* _The request_
Below are the records. Gather each line that holds "this".

* _Records for the exercise_
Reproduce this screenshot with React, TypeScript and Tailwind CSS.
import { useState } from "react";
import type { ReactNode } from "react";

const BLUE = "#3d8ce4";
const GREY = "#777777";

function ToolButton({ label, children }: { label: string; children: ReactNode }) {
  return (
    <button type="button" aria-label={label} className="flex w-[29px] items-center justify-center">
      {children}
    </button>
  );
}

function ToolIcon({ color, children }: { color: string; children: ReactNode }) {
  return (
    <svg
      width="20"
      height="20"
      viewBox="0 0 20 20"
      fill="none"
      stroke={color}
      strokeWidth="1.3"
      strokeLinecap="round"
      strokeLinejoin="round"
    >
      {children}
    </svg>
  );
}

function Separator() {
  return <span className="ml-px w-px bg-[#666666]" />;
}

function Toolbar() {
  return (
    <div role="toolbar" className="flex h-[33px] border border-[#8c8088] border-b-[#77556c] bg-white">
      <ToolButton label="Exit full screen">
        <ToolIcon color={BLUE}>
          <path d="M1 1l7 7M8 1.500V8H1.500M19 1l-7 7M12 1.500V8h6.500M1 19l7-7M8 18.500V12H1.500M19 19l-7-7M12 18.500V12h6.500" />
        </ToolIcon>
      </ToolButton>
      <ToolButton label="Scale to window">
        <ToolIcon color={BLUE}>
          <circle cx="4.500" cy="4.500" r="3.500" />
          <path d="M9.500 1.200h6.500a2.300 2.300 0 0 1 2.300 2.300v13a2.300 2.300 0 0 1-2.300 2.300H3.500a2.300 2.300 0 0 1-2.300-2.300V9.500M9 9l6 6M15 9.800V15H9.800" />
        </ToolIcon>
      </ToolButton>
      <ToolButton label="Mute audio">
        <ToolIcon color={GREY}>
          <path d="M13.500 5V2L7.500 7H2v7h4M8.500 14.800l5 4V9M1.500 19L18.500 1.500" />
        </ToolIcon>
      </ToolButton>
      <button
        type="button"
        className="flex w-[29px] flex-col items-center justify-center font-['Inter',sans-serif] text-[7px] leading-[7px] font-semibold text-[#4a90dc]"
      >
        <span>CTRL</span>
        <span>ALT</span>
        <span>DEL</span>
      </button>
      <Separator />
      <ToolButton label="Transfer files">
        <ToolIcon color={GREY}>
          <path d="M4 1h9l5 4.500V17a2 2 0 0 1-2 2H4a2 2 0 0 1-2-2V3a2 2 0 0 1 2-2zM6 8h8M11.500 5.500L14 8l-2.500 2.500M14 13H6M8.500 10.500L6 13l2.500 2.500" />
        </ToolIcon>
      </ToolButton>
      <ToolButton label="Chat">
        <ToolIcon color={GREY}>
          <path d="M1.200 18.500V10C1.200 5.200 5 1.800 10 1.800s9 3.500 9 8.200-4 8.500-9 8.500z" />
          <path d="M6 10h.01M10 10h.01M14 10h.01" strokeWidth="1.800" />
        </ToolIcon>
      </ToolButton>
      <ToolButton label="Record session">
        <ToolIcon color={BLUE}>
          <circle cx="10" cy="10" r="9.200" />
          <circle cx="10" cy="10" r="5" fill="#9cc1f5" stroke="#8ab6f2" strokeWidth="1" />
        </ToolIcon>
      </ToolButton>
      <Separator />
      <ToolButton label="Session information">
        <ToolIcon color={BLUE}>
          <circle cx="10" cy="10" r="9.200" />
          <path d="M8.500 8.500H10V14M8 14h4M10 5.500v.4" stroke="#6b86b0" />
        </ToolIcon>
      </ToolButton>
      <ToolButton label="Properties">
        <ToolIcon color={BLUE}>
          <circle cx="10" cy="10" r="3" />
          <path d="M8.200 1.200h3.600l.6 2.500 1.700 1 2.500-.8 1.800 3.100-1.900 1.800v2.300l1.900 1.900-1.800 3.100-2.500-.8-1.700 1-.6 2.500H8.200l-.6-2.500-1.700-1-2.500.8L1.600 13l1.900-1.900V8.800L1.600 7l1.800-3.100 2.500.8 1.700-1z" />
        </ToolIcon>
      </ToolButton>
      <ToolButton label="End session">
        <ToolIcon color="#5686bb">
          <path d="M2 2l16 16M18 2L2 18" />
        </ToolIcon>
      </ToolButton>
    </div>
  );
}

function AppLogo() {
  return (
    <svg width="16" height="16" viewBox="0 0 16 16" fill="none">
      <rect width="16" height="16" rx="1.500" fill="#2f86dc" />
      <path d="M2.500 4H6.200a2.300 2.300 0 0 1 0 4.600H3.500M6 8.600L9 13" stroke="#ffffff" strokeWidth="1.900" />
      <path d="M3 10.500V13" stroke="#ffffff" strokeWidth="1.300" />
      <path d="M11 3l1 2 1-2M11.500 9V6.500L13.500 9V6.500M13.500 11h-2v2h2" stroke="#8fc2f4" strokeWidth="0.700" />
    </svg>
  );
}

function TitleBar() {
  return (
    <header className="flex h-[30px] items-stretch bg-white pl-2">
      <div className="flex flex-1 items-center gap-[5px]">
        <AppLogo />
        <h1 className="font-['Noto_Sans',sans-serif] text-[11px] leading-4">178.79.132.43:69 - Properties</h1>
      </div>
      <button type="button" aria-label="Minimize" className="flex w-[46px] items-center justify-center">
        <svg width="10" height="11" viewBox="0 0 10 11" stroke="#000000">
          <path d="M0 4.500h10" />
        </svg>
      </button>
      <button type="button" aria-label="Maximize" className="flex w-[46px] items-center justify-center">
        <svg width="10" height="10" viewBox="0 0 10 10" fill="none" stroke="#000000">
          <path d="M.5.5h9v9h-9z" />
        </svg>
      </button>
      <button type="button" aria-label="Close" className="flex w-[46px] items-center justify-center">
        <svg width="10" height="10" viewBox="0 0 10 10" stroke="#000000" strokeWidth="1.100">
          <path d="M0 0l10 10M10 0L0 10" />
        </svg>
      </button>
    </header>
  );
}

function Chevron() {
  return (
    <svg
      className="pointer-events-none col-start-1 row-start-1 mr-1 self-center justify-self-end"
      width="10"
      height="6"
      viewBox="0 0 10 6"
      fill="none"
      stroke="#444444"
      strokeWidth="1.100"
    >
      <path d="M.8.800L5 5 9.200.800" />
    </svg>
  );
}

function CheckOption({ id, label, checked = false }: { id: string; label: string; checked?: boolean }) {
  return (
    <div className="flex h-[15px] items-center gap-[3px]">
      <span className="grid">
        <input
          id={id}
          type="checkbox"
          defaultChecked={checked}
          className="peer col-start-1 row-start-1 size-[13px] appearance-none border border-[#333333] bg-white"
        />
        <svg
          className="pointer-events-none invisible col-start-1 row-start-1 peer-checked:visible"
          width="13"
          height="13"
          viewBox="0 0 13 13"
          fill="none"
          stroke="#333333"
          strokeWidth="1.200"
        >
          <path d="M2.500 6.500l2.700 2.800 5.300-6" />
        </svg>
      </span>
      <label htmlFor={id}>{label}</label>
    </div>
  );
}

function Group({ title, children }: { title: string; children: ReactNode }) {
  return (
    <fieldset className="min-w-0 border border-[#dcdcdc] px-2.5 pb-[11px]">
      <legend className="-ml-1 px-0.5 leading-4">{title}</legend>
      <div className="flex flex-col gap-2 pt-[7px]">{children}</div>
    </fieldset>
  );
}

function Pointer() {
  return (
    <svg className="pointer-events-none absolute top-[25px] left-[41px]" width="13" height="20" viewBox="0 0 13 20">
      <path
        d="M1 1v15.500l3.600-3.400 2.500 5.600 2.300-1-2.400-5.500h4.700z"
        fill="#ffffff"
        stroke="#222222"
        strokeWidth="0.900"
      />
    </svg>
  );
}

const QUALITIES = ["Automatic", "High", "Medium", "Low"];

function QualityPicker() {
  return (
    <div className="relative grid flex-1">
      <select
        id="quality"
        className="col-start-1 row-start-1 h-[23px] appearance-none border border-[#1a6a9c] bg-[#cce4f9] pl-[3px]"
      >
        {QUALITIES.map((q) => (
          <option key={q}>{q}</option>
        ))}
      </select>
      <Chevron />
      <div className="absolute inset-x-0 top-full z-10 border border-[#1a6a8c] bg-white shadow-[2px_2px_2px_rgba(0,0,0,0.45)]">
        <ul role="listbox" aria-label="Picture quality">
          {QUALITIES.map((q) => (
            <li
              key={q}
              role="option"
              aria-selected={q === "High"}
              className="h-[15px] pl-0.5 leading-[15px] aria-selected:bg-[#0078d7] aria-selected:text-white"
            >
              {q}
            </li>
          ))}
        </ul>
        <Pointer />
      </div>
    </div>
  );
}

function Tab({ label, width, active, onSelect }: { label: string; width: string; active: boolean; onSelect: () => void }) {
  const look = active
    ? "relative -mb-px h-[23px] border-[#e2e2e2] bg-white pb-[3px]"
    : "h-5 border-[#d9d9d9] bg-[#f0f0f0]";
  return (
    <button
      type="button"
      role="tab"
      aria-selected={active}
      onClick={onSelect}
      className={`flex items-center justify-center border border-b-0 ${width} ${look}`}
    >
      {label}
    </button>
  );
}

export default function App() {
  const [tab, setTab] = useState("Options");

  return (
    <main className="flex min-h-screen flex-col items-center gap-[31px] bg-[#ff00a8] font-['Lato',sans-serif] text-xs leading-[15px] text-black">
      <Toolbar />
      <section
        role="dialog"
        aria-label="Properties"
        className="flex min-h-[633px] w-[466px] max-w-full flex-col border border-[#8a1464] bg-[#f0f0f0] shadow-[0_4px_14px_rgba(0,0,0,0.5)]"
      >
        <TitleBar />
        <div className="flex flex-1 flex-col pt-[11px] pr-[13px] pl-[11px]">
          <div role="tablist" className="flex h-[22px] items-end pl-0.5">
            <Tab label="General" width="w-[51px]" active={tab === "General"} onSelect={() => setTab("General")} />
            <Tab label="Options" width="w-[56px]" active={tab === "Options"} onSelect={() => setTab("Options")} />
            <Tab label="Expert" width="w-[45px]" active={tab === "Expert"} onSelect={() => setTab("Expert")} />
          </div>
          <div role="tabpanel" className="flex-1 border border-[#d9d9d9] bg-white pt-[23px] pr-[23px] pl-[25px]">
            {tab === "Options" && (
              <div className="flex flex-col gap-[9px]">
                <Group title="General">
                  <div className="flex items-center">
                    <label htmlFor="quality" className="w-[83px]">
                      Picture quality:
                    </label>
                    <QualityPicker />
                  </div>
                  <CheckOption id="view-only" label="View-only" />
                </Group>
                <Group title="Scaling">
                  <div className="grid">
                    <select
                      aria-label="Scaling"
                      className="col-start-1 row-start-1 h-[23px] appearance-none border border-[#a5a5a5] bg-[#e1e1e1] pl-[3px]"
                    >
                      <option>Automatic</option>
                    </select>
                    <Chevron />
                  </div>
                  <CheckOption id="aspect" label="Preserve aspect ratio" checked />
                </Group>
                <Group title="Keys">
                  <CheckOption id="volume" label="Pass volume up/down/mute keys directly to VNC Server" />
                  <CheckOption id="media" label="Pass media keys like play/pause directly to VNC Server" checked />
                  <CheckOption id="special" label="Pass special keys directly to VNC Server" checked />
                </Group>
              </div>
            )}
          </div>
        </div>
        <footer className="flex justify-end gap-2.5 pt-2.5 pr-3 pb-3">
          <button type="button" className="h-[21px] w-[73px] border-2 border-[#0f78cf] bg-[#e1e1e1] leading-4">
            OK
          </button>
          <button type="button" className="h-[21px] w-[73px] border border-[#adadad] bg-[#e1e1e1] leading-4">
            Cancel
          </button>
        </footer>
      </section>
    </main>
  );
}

---

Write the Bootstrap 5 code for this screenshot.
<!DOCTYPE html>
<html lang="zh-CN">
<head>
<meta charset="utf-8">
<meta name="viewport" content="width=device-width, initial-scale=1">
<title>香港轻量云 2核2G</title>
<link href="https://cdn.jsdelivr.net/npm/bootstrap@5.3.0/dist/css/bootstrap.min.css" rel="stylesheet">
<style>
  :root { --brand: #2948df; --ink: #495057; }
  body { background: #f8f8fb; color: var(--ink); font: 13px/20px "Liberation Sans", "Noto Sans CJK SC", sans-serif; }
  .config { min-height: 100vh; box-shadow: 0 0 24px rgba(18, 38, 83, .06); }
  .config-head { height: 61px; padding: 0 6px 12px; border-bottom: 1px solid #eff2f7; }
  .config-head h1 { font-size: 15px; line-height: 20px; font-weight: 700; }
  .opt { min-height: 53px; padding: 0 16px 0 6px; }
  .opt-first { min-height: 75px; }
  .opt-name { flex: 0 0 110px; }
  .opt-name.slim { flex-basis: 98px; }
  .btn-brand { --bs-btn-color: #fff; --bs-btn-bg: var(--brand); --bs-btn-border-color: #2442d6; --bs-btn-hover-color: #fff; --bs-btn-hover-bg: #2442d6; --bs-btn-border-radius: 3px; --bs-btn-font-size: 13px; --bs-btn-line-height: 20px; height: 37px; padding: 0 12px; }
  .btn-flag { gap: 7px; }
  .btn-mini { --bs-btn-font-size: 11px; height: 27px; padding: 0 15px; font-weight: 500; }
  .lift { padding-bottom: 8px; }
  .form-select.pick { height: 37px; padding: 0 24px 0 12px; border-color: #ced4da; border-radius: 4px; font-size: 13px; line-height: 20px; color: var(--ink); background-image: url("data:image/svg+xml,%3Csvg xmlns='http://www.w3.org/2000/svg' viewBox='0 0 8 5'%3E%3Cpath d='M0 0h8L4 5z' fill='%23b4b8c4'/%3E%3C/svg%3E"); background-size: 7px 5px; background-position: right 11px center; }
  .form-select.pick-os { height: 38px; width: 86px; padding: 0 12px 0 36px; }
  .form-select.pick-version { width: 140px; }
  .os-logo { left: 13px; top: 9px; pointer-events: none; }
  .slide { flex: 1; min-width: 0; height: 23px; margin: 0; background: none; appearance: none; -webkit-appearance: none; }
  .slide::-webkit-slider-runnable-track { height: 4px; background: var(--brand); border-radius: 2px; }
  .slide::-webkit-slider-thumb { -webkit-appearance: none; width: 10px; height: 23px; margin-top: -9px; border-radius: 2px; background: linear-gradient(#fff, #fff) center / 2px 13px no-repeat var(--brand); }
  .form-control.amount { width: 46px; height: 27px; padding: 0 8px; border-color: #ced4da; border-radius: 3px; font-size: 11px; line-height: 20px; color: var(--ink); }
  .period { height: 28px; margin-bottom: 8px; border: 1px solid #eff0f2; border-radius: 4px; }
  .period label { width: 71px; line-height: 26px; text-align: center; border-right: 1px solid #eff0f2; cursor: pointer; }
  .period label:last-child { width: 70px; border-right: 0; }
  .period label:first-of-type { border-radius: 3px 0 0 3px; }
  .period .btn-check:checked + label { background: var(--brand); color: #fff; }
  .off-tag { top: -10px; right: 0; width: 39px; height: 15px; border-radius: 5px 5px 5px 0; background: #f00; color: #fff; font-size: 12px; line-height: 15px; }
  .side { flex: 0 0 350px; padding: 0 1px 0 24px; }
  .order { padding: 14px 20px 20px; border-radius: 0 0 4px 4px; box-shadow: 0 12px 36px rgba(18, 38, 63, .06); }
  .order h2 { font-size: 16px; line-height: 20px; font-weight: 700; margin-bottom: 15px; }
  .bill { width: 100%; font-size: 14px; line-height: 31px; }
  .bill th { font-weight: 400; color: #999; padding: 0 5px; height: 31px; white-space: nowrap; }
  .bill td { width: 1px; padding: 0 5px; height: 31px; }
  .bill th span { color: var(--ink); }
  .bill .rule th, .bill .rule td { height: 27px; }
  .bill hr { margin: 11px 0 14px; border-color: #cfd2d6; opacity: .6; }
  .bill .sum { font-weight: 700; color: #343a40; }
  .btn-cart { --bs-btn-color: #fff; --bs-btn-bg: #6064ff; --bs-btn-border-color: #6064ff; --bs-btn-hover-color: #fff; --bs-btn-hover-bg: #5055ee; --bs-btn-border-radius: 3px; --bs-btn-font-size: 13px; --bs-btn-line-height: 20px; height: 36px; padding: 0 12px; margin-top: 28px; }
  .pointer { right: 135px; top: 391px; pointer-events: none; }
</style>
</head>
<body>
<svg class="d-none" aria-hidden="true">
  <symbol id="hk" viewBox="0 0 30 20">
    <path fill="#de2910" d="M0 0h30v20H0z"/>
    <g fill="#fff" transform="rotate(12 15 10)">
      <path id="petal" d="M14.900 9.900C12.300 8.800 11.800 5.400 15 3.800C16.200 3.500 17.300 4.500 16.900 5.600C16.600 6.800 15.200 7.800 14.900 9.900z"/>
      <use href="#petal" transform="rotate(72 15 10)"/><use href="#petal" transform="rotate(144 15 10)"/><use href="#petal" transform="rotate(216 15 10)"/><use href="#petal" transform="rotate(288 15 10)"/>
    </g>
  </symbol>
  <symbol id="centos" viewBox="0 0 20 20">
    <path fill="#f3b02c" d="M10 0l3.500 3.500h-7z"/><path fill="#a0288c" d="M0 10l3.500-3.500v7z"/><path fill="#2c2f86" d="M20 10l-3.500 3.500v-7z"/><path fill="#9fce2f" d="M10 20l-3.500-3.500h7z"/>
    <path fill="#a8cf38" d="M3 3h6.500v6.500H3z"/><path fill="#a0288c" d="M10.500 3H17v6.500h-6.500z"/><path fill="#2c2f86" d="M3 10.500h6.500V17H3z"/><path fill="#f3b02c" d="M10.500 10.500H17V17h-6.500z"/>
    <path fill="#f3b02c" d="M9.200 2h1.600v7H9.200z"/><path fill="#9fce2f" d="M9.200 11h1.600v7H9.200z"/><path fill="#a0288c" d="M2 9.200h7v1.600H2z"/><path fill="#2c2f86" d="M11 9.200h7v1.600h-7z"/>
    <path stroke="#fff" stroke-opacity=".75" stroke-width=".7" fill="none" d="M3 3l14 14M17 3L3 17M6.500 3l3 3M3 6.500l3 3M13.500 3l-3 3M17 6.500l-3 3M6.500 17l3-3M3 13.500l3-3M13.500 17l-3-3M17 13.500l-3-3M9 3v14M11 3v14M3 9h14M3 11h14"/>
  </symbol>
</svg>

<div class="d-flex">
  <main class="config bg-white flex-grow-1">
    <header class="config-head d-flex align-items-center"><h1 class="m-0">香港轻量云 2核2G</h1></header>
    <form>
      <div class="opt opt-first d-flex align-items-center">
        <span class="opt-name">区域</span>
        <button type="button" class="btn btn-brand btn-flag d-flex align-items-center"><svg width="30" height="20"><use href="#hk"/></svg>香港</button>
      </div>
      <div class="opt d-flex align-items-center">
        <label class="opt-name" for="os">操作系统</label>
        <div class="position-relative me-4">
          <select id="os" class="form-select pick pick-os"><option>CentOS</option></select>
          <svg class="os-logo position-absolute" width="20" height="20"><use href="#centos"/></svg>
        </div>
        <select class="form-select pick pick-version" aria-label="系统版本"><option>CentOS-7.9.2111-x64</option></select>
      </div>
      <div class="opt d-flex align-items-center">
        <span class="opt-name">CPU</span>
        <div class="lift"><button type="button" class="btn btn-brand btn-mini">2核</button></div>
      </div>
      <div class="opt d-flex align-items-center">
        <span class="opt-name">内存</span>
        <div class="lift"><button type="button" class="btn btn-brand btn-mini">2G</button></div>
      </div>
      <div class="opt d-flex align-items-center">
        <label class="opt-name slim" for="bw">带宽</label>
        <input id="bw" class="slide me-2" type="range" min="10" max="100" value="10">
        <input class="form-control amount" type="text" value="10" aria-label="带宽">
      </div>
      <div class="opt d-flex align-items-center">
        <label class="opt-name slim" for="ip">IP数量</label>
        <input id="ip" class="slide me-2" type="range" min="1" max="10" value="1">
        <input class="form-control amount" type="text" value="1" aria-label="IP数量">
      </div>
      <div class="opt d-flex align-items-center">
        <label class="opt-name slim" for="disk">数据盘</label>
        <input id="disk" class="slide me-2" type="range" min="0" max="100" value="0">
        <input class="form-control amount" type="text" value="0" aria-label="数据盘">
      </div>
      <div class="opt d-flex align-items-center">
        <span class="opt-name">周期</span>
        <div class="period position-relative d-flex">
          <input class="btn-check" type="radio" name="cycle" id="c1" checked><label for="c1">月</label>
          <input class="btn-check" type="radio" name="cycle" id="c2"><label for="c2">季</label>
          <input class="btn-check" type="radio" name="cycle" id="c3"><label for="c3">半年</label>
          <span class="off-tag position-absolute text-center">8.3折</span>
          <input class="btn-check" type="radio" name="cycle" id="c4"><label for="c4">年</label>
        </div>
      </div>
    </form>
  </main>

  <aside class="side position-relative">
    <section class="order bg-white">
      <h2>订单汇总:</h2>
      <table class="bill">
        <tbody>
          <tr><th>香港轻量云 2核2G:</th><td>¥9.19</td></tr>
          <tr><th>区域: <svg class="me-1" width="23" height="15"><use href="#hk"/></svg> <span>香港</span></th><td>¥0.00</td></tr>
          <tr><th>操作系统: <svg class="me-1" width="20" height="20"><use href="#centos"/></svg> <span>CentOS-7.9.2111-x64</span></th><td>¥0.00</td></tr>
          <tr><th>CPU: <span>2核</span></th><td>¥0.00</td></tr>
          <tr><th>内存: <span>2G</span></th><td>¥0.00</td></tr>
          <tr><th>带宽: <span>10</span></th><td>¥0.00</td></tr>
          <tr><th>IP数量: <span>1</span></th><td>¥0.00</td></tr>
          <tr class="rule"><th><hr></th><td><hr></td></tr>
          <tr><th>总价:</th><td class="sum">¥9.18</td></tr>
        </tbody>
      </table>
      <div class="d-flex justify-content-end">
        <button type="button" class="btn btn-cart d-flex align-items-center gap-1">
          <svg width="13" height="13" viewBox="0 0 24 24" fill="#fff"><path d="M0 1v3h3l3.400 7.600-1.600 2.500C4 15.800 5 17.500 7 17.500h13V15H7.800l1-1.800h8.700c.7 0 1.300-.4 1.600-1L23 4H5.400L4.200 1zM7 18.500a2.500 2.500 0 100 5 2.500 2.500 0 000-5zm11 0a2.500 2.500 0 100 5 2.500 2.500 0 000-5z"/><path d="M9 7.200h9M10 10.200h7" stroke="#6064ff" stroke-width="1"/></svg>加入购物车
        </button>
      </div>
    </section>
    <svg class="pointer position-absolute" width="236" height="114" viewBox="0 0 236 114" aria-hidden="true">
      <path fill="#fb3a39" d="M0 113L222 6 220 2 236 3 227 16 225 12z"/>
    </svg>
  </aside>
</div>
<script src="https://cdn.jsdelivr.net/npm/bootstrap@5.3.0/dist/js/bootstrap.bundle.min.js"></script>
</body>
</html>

==

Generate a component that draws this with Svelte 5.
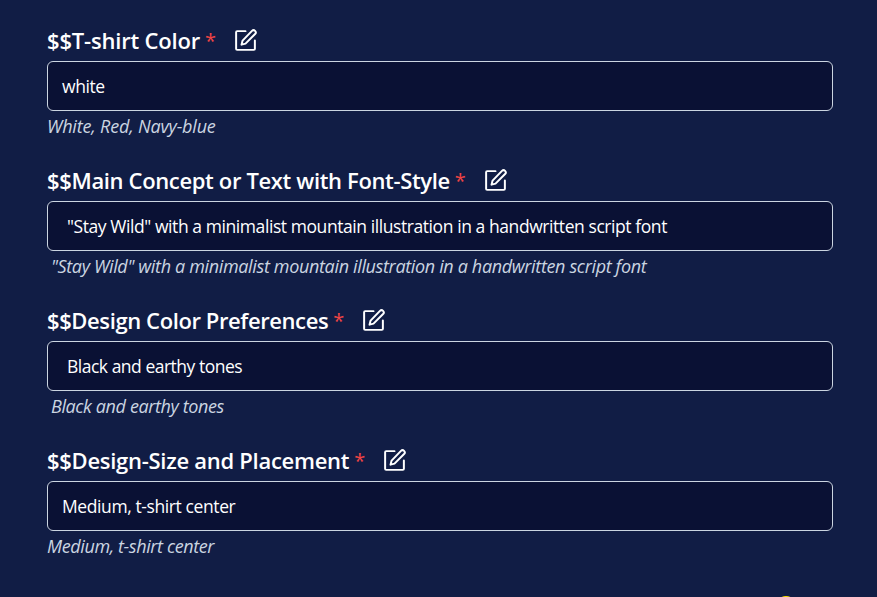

* _Completed task_
Reproduce this screenshot with React, TypeScript and Tailwind CSS.
Write the Bootstrap 5 code for this screenshot.
Generate a component that draws this with Svelte 5.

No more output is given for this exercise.